Charlotte Perkins Gilman's story, The Yellow Wallpaper, is an enigmatic representation of a female hero overcoming the repression of being branded insane. Gilman's use of a woman's mental illness to portray for the reader how women were viewed and their rights distinguished during the time it is set and how her moments with the wallpaper define all of this in her bedroom.

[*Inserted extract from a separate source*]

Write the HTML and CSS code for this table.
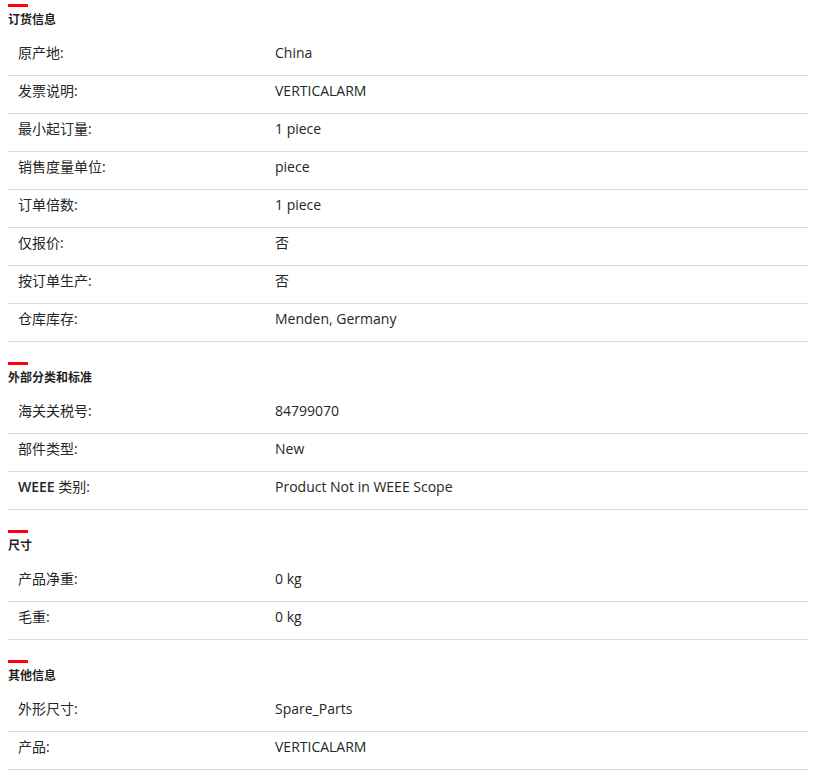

The literary mechanisms used as early as the opening of the story give a representation of the relationship she has with her husband and the insecurities that she holds. With the way that mental illness was viewed in the late 19th century, this could have been purposeful by Gilman in a society that was unfair in its treatment of women. As the heroin, she is obviously cut off from the community she lives in, her husband believing it is for her own good. However, it can be understood from the narrator, the woman herself, that it is for the benefit of the image of her husband. His picture painted of him is one of self-absorbed, yet caring. It is very confusing in the opening what his motives are and how he views the world, as his actions come across as caring and loving, yet patronising and embarrassed. This creates an uncomfortable and unsettling narrative of their relationship at times.

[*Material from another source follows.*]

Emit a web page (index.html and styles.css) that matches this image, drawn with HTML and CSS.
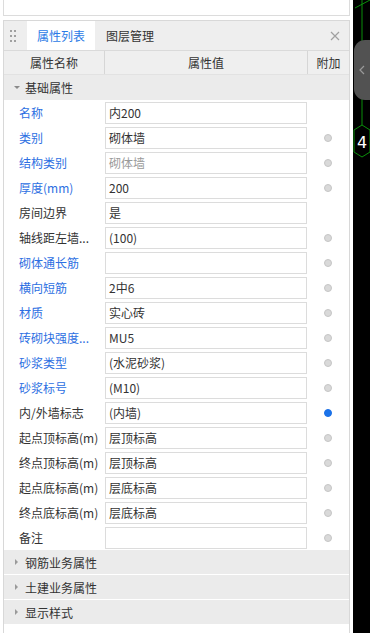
FILE: index.html
```html
<!DOCTYPE html>
<html lang="zh-CN">
<head>
    <meta charset="UTF-8">
    <meta name="viewport" content="width=device-width, initial-scale=1.0">
    <title>属性列表</title>
    <link rel="stylesheet" href="styles.css">
</head>
<body>

<div class="app">
    <div class="side">
        <div class="topbox"></div>

        <div class="panel">
            <!-- Tabs -->
            <div class="tabs">
                <span class="grip"><i></i><i></i><i></i><i></i><i></i><i></i></span>
                <span class="tab active">属性列表</span>
                <span class="tab">图层管理</span>
                <span class="close">
                    <svg width="10" height="10" viewBox="0 0 10 10"><path d="M1 1L9 9M9 1L1 9" stroke="#a0a0a0" stroke-width="1.2" fill="none"/></svg>
                </span>
            </div>

            <!-- Column header -->
            <div class="colhead">
                <div class="cell">属性名称</div>
                <div class="cell">属性值</div>
                <div class="cell">附加</div>
            </div>

            <div class="group"><span class="caret down"></span>基础属性</div>

            <div class="row"><span class="label blue">名称</span><span class="value">内200</span><span class="extra"></span></div>
            <div class="row"><span class="label blue">类别</span><span class="value">砌体墙</span><span class="extra"><i class="dot"></i></span></div>
            <div class="row"><span class="label blue">结构类别</span><span class="value muted">砌体墙</span><span class="extra"><i class="dot"></i></span></div>
            <div class="row"><span class="label blue">厚度(mm)</span><span class="value">200</span><span class="extra"><i class="dot"></i></span></div>
            <div class="row"><span class="label">房间边界</span><span class="value">是</span><span class="extra"></span></div>
            <div class="row"><span class="label">轴线距左墙...</span><span class="value">(100)</span><span class="extra"><i class="dot"></i></span></div>
            <div class="row"><span class="label blue">砌体通长筋</span><span class="value"></span><span class="extra"><i class="dot"></i></span></div>
            <div class="row"><span class="label blue">横向短筋</span><span class="value">2中6</span><span class="extra"><i class="dot"></i></span></div>
            <div class="row"><span class="label blue">材质</span><span class="value">实心砖</span><span class="extra"><i class="dot"></i></span></div>
            <div class="row"><span class="label blue">砖砌块强度...</span><span class="value">MU5</span><span class="extra"><i class="dot"></i></span></div>
            <div class="row"><span class="label blue">砂浆类型</span><span class="value">(水泥砂浆)</span><span class="extra"><i class="dot"></i></span></div>
            <div class="row"><span class="label blue">砂浆标号</span><span class="value">(M10)</span><span class="extra"><i class="dot"></i></span></div>
            <div class="row"><span class="label">内/外墙标志</span><span class="value">(内墙)</span><span class="extra"><i class="dot on"></i></span></div>
            <div class="row"><span class="label">起点顶标高(m)</span><span class="value">层顶标高</span><span class="extra"><i class="dot"></i></span></div>
            <div class="row"><span class="label">终点顶标高(m)</span><span class="value">层顶标高</span><span class="extra"><i class="dot"></i></span></div>
            <div class="row"><span class="label">起点底标高(m)</span><span class="value">层底标高</span><span class="extra"><i class="dot"></i></span></div>
            <div class="row"><span class="label">终点底标高(m)</span><span class="value">层底标高</span><span class="extra"><i class="dot"></i></span></div>
            <div class="row"><span class="label">备注</span><span class="value"></span><span class="extra"><i class="dot"></i></span></div>

            <div class="group closed"><span class="caret right"></span>钢筋业务属性</div>
            <div class="group closed"><span class="caret right"></span>土建业务属性</div>
            <div class="group closed"><span class="caret right"></span>显示样式</div>
        </div>
    </div>

    <!-- Drawing canvas edge -->
    <div class="canvas">
        <svg class="grid" width="17" height="633" viewBox="0 0 17 633">
            <path d="M9 0V125" stroke="#0b8f0b" stroke-width="1" fill="none"/>
            <path d="M2 8L17 0" stroke="#0b8f0b" stroke-width="1" fill="none"/>
            <path d="M9 125L17 130V152L9 157L1 152V130Z" stroke="#0b8f0b" stroke-width="1" fill="none"/>
            <text x="9" y="148" fill="#fff" font-family="DejaVu Sans, sans-serif" font-size="16" text-anchor="middle">4</text>
        </svg>
        <div class="fold">
            <svg width="6" height="10" viewBox="0 0 6 10"><path d="M5 1L1 5L5 9" stroke="#9a9a9a" stroke-width="1.2" fill="none"/></svg>
        </div>
    </div>
</div>

</body>
</html>
```

FILE: styles.css
```css
* {
    box-sizing: border-box;
    margin: 0;
    padding: 0;
}

body {
    background: #fff;
    font-family: "Noto Sans CJK SC", "Noto Sans", sans-serif;
    font-size: 12px;
    color: #333;
}

.app {
    display: flex;
    width: 370px;
    height: 633px;
    overflow: hidden;
}

.side {
    width: 353px;
    display: flex;
    flex-direction: column;
    padding: 0 3px;
}

.topbox {
    height: 16px;
    border: 1px solid #dcdcdc;
    border-top: none;
    background: #fff;
}

.panel {
    flex: 1;
    margin-top: 4px;
    border: 1px solid #d8d8d8;
    border-bottom: none;
    background: #fff;
}

/* Tabs */
.tabs {
    display: flex;
    align-items: stretch;
    height: 29px;
    background: #eeeeee;
}

.grip {
    display: grid;
    grid-template-columns: 2px 2px;
    grid-auto-rows: 2px;
    column-gap: 2px;
    row-gap: 3px;
    align-content: center;
    width: 6px;
    margin: 0 11px 0 6px;
}

.grip i {
    background: #a0a0a0;
}

.tab {
    display: flex;
    align-items: center;
    width: 68px;
    padding: 0 10px;
    color: #333;
    white-space: nowrap;
}

.tab + .tab {
    padding-left: 11px;
}

.tab.active {
    background: #fff;
    color: #2b7ae6;
}

.close {
    margin-left: auto;
    margin-right: 9px;
    display: flex;
    align-items: center;
}

/* Column header */
.colhead {
    display: grid;
    grid-template-columns: 100px 203px 1fr;
    height: 25px;
    background: #efefef;
    border-top: 1px solid #dadada;
    border-bottom: 1px solid #e2e2e2;
}

.colhead .cell {
    display: flex;
    align-items: center;
    justify-content: center;
    color: #333;
}

.colhead .cell + .cell {
    border-left: 1px solid #d6d6d6;
}

/* Groups */
.group {
    display: flex;
    align-items: center;
    height: 25px;
    padding-left: 9px;
    background: #ebebeb;
    color: #333;
}

.group.closed {
    border-bottom: 1px solid #fff;
}

.caret {
    display: inline-block;
    width: 0;
    height: 0;
}

.caret.down {
    border-left: 3px solid transparent;
    border-right: 3px solid transparent;
    border-top: 3px solid #8a8a8a;
    margin-left: 1px;
    margin-right: 5px;
}

.caret.right {
    border-top: 3px solid transparent;
    border-bottom: 3px solid transparent;
    border-left: 3px solid #9a9a9a;
    margin-left: 2px;
    margin-right: 7px;
}

/* Rows */
.row {
    display: grid;
    grid-template-columns: 101px 202px 1fr;
    height: 25px;
    align-items: center;
}

.label {
    padding-left: 15px;
    white-space: nowrap;
    overflow: hidden;
    color: #333;
}

.label.blue {
    color: #2d6fe2;
}

.value {
    height: 22px;
    margin-top: 1px;
    border: 1px solid #dcdcdc;
    padding-left: 3px;
    line-height: 20px;
    color: #333;
    white-space: nowrap;
}

.value.muted {
    color: #9a9a9a;
}

.extra {
    display: flex;
    justify-content: center;
}

.dot {
    display: block;
    width: 8px;
    height: 8px;
    border-radius: 50%;
    background: #d9d9d9;
    border: 1px solid #c6c6c6;
}

.dot.on {
    background: #1a73ea;
    border-color: #1a6fe6;
}

/* Canvas edge */
.canvas {
    position: relative;
    flex: 1;
    background: #000;
}

.grid {
    display: block;
}

.fold {
    position: absolute;
    left: 1px;
    top: 40px;
    width: 16px;
    height: 60px;
    background: #525252;
    border-radius: 11px 0 0 11px;
    display: flex;
    align-items: center;
    justify-content: center;
}
```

The backbone of the short story are Gilman's descriptions of the wallpaper that is in her room, and the interest that she holds in it. The fact that Gilman creates such an animated and dark representation of an inanimate object, the wallpaper, makes for unsettling reading at times with critics claiming that it could drive you crazy just by reading it. But the aim of the text is to create a story about alternative interpretation and individual expression, which she is successful in creating in an unsettling manner, by using the wallpaper.